Bravely introduced by Audrey Young who started by quoting Margo Channing from the 1950 movie All About Eve starring Bette Davis ‘fasten your seatbelts, its going to be a bumpy night’ little did we know how bumpy, although two members of the audience did not have their seatbelts fastened and walked out during the screening!  She went on to tell us that the film was jointly directed by the UK born Lucien Castaing-Taylor and French/Swiss Verena Paravel who both work out of the Sensory Ethnography Lab at Harvard University in Cambridge Massachusetts. They originally wanted to make a documentary about whaling before deciding to concentrate on the industrial side of the North American fishing industry. Both directors to their credit spent time along side the fishermen as they worked their 20 out of 24 hour working shifts. Audrey warned us that we, the audience, would be right in the action amongst the fish heads, sea gales, rough sea’s, blood, salt and sweat, and she wasn’t far wrong.
 
....and not to kind on the fish either!
Filmed off the notorious New Bedford Coast it’s a fish eye view of this tough industry that has one of the highest mortality rates of any industry. It should have been an interesting study of the life on the fishing boats but unfortunately was nothing of the kind, more like a cross between a video for a German heavy metal band and an overlong art project appreciated by those that made it but certainly not by the RBCFT audience who for once where unanimous in their condemnation of the film. It was generally agreed that there was enough good material to make a great 15-minute short but at 87 minutes it was soporific. With the experimental type camera work, a lot of the time you had no idea what you were looking at other than a nightmare vision of hell at sea. With a complete lack of narrative or dialog it’s certainly not a film that draws you in and with its untried formula it would have been better screened at somewhere like the Tate Modern.

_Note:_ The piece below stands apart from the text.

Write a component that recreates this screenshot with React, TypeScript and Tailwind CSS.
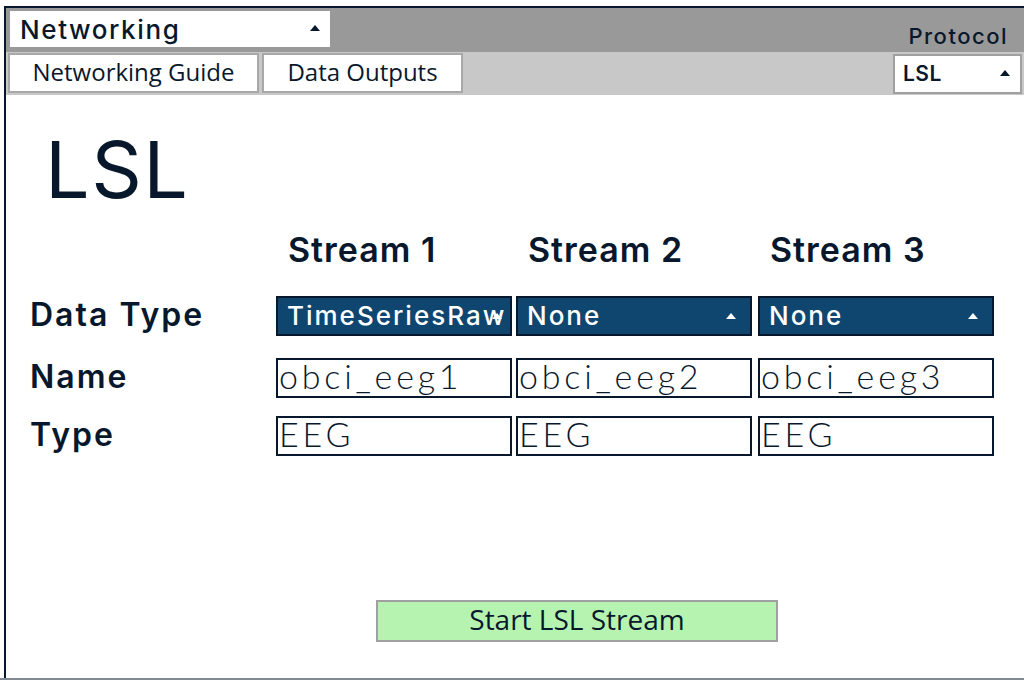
import React from "react";

const M = { fontFamily: "Inter, 'Noto Sans', sans-serif" };
const OS = { fontFamily: "'Open Sans', sans-serif" };
const RL = { fontFamily: "Lato, 'Noto Sans', sans-serif" };

function Up({ color }: { color: string }) {
  return (
    <svg width="10" height="6" viewBox="0 0 10 6">
      <polygon points="5,0 10,6 0,6" fill={color} />
    </svg>
  );
}

function BlueSelect({ label, clip }: { label: string; clip?: boolean }) {
  return (
    <div className="relative h-[40px] w-[236px] border-2 border-[#08182c] bg-[#0e4670] flex items-center pl-[9px] pr-[14px] overflow-hidden">
      <span className="text-[26px] font-medium tracking-[2px] text-white whitespace-nowrap leading-none" style={M}>{label}</span>
      {!clip && <span className="ml-auto"><Up color="#ffffff" /></span>}
      {clip && <span className="absolute right-[8px] top-[15px]"><Up color="#ffffff" /></span>}
    </div>
  );
}

function Field({ value }: { value: string }) {
  return (
    <div className="h-[40px] w-[236px] border-2 border-[#08182c] bg-white flex items-center pl-[1px] pb-[4px]">
      <span className="text-[34px] font-light tracking-[3.8px] text-[#08182c] whitespace-nowrap leading-[36px]" style={RL}>{value}</span>
    </div>
  );
}

function Label({ text }: { text: string }) {
  return (
    <div className="w-[246px] text-[32px] font-semibold tracking-[2px] leading-none pb-[2px]" style={M}>{text}</div>
  );
}

export default function App() {
  return (
    <div className="w-[1024px] h-[680px] bg-white flex flex-col text-[#08182c]">
      <div className="flex-1 flex flex-col pt-[6px] pl-[4px] border-b-2 border-[#808a90]">
        <div className="flex-1 flex flex-col border-l-2 border-t-2 border-[#08182c]">
          {/* top band */}
          <div className="h-[44px] bg-[#999999] flex items-start pl-[4px] pr-[16px]">
            <div className="mt-[3px] w-[320px] h-[36px] bg-white flex items-center pl-[10px] pr-[10px]">
              <span className="text-[26px] font-medium tracking-[1.6px]" style={M}>Networking</span>
              <span className="ml-auto mb-[2px]"><Up color="#08182c" /></span>
            </div>
            <div className="ml-auto mt-[17px] text-[22px] font-medium tracking-[1.5px] leading-none" style={M}>Protocol</div>
          </div>
          {/* second band */}
          <div className="h-[43px] bg-[#c8c8c8] flex items-start pl-[2px] pr-[2px] pt-[1px]">
            <div className="h-[40px] w-[251px] bg-white border-2 border-[#a8a8a8] flex items-center justify-center pb-[3px]">
              <span className="text-[24px] text-[#08182c]" style={OS}>Networking Guide</span>
            </div>
            <div className="ml-[3px] h-[40px] w-[201px] bg-white border-2 border-[#a8a8a8] flex items-center justify-center pb-[3px]">
              <span className="text-[24px] text-[#08182c]" style={OS}>Data Outputs</span>
            </div>
            <div className="ml-auto mt-[1px] h-[40px] w-[129px] bg-white border-2 border-[#a0a0a0] flex items-center pl-[8px] pr-[10px]">
              <span className="text-[21px] font-semibold tracking-[0.5px]" style={M}>LSL</span>
              <span className="ml-auto mb-[2px]"><Up color="#08182c" /></span>
            </div>
          </div>
          {/* content */}
          <div className="flex-1 flex flex-col">
            <div className="mt-[26px] ml-[39px] text-[79px] font-normal tracking-[1.5px] leading-[96px]" style={M}>LSL</div>
            <div className="mt-[13px] ml-[24px] flex h-[40px] items-center">
              <div className="w-[246px]" />
              <div className="w-[236px] pl-[12px] text-[34px] font-semibold tracking-[1px] leading-[40px]" style={M}>Stream 1</div>
              <div className="ml-[4px] w-[236px] pl-[12px] text-[34px] font-semibold tracking-[1px] leading-[40px]" style={M}>Stream 2</div>
              <div className="ml-[6px] w-[236px] pl-[12px] text-[34px] font-semibold tracking-[1px] leading-[40px]" style={M}>Stream 3</div>
            </div>
            <div className="mt-[26px] ml-[24px] flex flex-col">
              <div className="flex items-center h-[40px]">
                <Label text="Data Type" />
                <BlueSelect label="TimeSeriesRaw" clip />
                <div className="ml-[4px]"><BlueSelect label="None" /></div>
                <div className="ml-[6px]"><BlueSelect label="None" /></div>
              </div>
              <div className="flex items-center h-[40px] mt-[22px]">
                <Label text="Name" />
                <Field value="obci_eeg1" />
                <div className="ml-[4px]"><Field value="obci_eeg2" /></div>
                <div className="ml-[6px]"><Field value="obci_eeg3" /></div>
              </div>
              <div className="flex items-center h-[40px] mt-[18px]">
                <Label text="Type" />
                <Field value="EEG" />
                <div className="ml-[4px]"><Field value="EEG" /></div>
                <div className="ml-[6px]"><Field value="EEG" /></div>
              </div>
            </div>
            <div className="mt-[144px] ml-[370px] w-[402px] h-[42px] bg-[#b6f3b0] border-2 border-[#a0a0a0] flex items-center justify-center pb-[4px]">
              <span className="text-[28px] leading-none text-[#08182c]" style={OS}>Start LSL Stream</span>
            </div>
          </div>
        </div>
      </div>
    </div>
  );
}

The only thing that the film managed to put across was how harsh and brutal the life of the Trawler men was.
 

Strangely this experimental documentary won the Michael Powell award for best British feature at the Edinburgh International Film Festival, with the judges opining as "an original and imaginative documentary that observes the brutal routine of deep-sea fishing in a way which completely immerses the watcher in its story". Immerses the viewer, not at the RBCFT screening I’m afraid.